From Committee to Institution: Building for Continuity
Importantly, the Minister did not treat the Committee as an ad-hoc exercise.
In accepting the report, he announced concrete steps to institutionalise housing data through the establishment of a National Housing Data Centre — initially domiciled within the Ministry and, in the longer term, structured as a Special Purpose Vehicle or statutory institution.
This ensures continuity beyond political cycles, embeds data at the core of housing delivery, and aligns with the Renewed Hope principle of building enduring institutions, not temporary programmes.
Leadership, Coordination, and Accountability
The Initiative also demonstrates a new governance culture in housing delivery.

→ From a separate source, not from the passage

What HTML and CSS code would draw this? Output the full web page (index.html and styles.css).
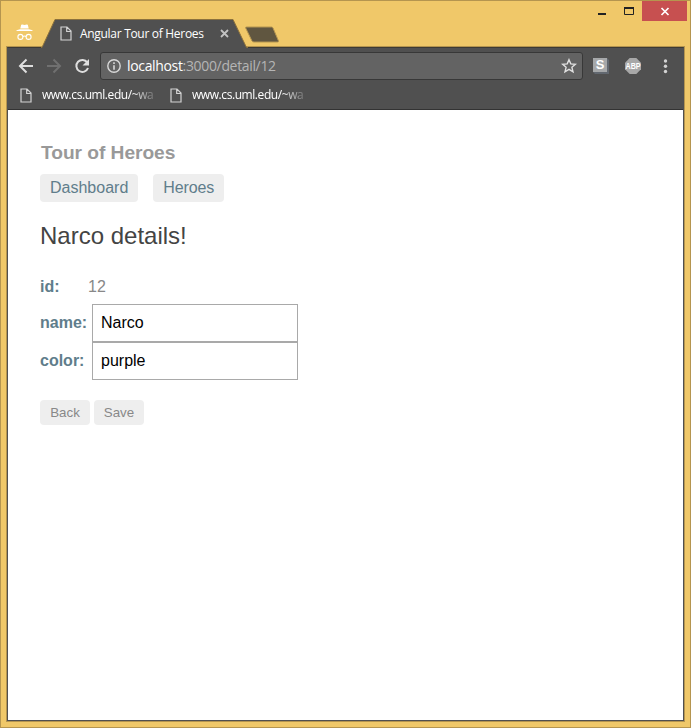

For the first time, agencies such as NPC, NBS, CBN, FMBN, NMRC, FHA, Family Homes Funds, state actors, developers, mortgage banks, and industry associations worked within a single analytical framework — a hallmark of the Renewed Hope Agenda’s insistence on whole-of-government coordination.
By formally recognising Committee members and publishing the findings, the Ministry reinforces a culture of transparency, accountability, and shared ownership of reform outcomes.
The National Housing Data Initiative proves that the Renewed Hope Agenda is not abstract.
It shows how presidential vision becomes ministerial action; how action becomes institutional reform; and how reform translates into measurable, credible outcomes.
For Nigeria’s housing sector, this is a turning point. Planning is now grounded in evidence. Investment decisions can be made with confidence. Housing delivery can be tracked, evaluated, and improved.
As the Honourable Minister aptly stated, data is no longer peripheral to housing delivery — it is central to it.
And in that shift lies one of the clearest demonstrations yet of Renewed Hope in action.